THE TASK →
Locate the lines where "components" occurs and copy them as they stand.

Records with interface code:
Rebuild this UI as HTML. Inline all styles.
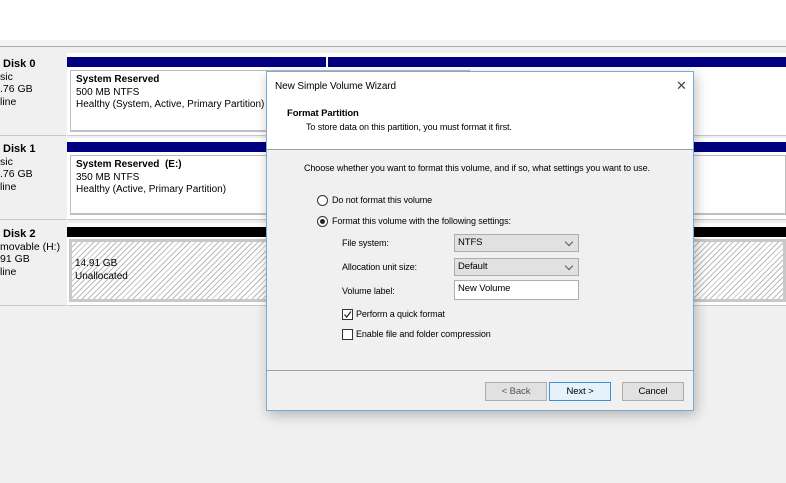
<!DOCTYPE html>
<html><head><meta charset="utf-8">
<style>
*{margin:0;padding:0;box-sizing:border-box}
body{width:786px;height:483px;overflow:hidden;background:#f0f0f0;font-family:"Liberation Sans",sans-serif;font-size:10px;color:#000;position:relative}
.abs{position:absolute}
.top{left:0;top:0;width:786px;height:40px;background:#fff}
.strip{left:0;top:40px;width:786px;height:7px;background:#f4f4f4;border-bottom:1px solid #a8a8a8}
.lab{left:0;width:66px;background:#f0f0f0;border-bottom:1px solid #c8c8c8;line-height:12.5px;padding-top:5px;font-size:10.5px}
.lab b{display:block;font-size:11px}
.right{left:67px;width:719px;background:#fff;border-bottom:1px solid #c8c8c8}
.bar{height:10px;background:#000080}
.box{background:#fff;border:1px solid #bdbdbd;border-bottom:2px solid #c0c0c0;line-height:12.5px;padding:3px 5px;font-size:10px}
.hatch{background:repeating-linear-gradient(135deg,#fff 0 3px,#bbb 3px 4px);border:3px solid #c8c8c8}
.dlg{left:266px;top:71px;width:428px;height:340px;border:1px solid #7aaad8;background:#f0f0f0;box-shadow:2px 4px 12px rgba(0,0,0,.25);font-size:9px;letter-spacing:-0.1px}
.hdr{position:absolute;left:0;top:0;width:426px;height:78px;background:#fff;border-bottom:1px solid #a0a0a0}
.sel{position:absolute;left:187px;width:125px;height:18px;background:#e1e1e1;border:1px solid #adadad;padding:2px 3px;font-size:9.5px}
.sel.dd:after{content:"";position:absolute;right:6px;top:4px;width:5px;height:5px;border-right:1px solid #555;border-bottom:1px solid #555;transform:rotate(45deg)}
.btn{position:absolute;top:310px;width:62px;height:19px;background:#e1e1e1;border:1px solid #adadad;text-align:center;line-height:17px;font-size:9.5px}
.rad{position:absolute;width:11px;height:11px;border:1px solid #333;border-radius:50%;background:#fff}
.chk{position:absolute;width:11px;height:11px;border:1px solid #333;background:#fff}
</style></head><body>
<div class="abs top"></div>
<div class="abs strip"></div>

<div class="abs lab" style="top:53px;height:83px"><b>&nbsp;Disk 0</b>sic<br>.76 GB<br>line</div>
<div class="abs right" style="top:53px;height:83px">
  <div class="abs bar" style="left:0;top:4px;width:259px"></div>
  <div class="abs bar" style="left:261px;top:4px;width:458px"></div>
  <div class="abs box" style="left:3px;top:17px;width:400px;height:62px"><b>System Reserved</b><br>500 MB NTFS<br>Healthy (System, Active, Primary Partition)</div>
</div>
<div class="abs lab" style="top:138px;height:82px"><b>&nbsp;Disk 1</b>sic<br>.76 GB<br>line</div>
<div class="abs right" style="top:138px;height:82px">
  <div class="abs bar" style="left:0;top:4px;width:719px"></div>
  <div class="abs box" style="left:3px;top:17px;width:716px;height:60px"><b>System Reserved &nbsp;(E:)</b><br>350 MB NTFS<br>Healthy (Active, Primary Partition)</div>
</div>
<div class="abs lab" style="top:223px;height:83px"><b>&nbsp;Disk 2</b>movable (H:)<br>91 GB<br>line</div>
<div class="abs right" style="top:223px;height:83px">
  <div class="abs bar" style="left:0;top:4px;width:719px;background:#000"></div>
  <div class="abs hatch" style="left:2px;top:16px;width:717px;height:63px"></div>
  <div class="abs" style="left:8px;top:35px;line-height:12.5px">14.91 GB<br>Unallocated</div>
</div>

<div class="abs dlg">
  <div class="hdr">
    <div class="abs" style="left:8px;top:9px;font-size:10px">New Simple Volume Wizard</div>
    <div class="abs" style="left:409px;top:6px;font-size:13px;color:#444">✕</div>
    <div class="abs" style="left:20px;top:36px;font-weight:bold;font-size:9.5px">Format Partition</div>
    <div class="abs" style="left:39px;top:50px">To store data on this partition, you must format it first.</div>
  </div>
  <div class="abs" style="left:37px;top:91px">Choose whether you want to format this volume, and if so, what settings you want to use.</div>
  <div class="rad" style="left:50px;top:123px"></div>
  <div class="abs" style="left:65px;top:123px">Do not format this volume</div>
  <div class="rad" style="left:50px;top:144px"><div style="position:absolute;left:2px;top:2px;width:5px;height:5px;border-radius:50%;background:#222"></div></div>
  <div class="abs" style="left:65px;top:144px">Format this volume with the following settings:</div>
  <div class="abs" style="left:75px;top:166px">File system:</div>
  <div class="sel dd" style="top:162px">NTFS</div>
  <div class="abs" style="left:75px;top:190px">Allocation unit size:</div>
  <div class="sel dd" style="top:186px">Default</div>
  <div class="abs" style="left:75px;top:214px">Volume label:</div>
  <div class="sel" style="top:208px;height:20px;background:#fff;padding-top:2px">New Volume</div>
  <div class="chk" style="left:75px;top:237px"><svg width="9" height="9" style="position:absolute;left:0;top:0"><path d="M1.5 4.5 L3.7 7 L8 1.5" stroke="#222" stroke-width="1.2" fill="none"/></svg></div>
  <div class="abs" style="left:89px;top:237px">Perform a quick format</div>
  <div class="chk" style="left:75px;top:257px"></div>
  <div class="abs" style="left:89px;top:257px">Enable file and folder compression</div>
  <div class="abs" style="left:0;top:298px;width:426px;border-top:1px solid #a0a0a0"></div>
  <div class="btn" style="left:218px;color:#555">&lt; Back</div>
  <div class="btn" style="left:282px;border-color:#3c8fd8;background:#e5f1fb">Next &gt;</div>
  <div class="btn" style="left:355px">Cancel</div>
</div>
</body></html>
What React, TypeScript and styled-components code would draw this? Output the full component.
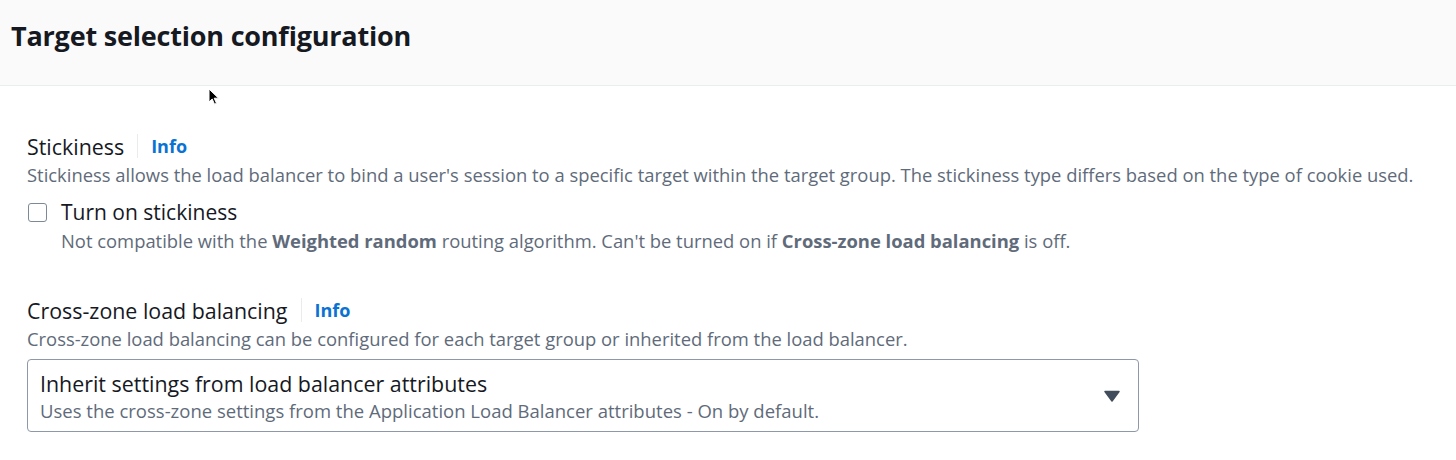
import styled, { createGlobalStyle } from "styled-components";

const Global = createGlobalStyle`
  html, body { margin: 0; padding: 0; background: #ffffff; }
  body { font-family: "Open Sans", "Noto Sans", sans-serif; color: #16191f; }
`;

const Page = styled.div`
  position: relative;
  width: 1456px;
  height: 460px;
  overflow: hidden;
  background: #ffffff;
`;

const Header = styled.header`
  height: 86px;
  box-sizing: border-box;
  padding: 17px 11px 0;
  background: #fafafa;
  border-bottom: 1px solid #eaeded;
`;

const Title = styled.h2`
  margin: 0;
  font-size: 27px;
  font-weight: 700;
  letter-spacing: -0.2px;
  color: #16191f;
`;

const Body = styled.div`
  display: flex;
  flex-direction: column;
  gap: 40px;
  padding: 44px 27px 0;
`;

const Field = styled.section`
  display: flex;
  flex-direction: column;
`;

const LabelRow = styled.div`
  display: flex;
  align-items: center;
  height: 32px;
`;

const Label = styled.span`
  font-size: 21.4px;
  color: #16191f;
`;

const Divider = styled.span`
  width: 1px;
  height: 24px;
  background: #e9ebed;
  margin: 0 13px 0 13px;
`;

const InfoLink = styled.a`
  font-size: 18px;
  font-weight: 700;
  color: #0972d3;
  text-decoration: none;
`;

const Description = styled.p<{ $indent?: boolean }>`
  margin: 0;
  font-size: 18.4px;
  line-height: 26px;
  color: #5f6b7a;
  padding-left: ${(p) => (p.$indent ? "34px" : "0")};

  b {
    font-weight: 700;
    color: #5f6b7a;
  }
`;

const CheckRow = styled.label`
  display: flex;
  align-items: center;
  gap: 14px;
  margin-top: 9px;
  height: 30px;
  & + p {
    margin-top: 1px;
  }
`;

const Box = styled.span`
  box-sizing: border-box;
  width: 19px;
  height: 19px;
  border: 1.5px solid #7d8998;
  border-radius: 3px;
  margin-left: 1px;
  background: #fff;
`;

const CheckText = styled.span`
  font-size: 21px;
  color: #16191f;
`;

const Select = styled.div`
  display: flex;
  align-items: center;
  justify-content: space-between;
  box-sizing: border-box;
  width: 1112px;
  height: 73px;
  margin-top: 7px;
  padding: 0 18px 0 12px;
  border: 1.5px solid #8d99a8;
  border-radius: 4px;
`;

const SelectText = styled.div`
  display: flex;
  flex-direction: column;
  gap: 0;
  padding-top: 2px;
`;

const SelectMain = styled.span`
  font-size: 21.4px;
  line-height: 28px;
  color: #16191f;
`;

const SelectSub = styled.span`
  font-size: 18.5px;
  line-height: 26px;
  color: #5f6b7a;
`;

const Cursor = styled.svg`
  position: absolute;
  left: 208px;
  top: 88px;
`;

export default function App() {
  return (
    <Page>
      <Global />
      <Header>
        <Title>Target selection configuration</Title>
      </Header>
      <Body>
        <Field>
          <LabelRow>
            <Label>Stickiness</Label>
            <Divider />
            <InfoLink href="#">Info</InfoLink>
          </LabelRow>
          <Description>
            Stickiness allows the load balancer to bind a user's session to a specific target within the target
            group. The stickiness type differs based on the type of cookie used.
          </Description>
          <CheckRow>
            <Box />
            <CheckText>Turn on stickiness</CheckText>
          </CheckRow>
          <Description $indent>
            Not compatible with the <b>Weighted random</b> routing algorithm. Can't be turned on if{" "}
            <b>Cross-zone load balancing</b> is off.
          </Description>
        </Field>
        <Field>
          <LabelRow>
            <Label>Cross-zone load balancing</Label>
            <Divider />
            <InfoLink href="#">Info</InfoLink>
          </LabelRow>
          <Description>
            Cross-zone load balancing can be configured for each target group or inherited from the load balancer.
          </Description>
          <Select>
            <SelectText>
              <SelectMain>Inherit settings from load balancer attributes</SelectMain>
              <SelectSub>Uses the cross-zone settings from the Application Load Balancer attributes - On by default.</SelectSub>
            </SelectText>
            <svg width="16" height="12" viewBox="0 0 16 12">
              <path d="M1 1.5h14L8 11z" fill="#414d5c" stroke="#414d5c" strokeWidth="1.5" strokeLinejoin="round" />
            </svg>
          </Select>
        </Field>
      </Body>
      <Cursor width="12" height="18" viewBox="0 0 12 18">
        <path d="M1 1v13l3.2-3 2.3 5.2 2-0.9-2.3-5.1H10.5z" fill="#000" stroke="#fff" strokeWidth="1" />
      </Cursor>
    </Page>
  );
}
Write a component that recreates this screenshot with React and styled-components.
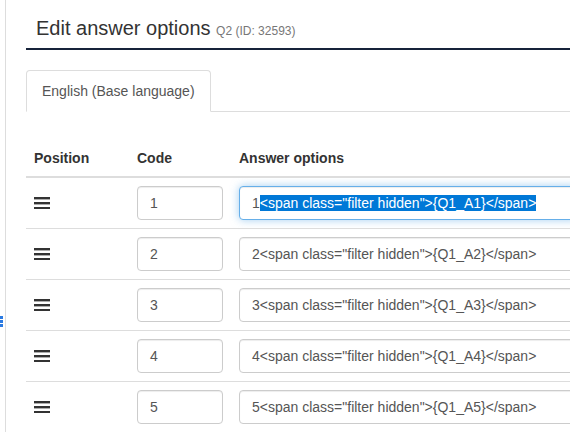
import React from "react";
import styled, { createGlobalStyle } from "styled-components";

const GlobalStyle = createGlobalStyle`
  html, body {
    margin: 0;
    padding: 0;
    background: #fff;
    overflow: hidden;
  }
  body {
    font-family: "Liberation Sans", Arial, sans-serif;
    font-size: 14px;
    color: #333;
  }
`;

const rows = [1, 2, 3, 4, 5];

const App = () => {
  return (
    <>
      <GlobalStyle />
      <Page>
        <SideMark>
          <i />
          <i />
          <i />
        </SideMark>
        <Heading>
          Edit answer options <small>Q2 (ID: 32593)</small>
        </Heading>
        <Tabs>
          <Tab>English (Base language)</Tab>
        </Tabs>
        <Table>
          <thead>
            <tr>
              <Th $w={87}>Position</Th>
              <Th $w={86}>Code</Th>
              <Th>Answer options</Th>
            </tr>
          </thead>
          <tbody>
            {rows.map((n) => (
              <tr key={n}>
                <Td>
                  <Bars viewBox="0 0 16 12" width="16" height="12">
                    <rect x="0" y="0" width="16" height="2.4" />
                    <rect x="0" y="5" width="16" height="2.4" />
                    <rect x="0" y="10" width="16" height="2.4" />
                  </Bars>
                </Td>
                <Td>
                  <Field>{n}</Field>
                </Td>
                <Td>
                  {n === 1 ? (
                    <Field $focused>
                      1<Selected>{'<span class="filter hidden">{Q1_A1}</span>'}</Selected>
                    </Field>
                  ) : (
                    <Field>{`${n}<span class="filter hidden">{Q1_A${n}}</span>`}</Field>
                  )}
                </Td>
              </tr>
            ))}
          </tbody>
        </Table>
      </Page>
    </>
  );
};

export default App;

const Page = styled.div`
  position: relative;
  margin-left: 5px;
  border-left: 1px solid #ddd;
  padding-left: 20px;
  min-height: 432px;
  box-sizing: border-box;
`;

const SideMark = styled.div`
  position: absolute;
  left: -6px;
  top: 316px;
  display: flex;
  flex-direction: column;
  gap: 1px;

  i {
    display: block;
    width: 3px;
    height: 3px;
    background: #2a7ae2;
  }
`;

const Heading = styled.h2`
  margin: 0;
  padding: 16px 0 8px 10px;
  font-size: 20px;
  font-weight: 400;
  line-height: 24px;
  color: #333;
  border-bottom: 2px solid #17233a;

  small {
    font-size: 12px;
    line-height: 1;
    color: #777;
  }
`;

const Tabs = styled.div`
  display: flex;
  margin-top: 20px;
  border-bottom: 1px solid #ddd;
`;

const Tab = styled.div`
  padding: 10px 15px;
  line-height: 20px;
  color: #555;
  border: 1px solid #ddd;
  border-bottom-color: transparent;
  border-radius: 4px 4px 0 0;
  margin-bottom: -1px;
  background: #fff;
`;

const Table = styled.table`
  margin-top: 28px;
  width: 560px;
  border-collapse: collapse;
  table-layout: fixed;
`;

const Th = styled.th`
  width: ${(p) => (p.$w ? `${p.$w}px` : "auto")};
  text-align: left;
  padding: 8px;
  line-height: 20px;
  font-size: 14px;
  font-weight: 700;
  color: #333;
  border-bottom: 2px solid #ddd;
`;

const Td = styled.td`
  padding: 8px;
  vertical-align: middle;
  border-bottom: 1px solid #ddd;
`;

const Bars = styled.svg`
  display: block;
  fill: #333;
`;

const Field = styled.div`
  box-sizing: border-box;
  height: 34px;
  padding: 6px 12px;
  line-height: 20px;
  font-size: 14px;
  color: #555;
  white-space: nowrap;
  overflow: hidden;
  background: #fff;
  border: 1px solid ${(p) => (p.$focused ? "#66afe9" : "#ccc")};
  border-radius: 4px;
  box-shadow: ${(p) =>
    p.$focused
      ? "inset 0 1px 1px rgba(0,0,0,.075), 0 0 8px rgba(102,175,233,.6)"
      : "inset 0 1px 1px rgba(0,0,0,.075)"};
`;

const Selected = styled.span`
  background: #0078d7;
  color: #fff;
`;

WRITTEN RESPONSE →
What React, TypeScript and styled-components code would draw this? Output the full component.
import styled, { createGlobalStyle } from "styled-components";
Write a component that recreates this screenshot with React and styled-components.
import styled, { createGlobalStyle } from "styled-components";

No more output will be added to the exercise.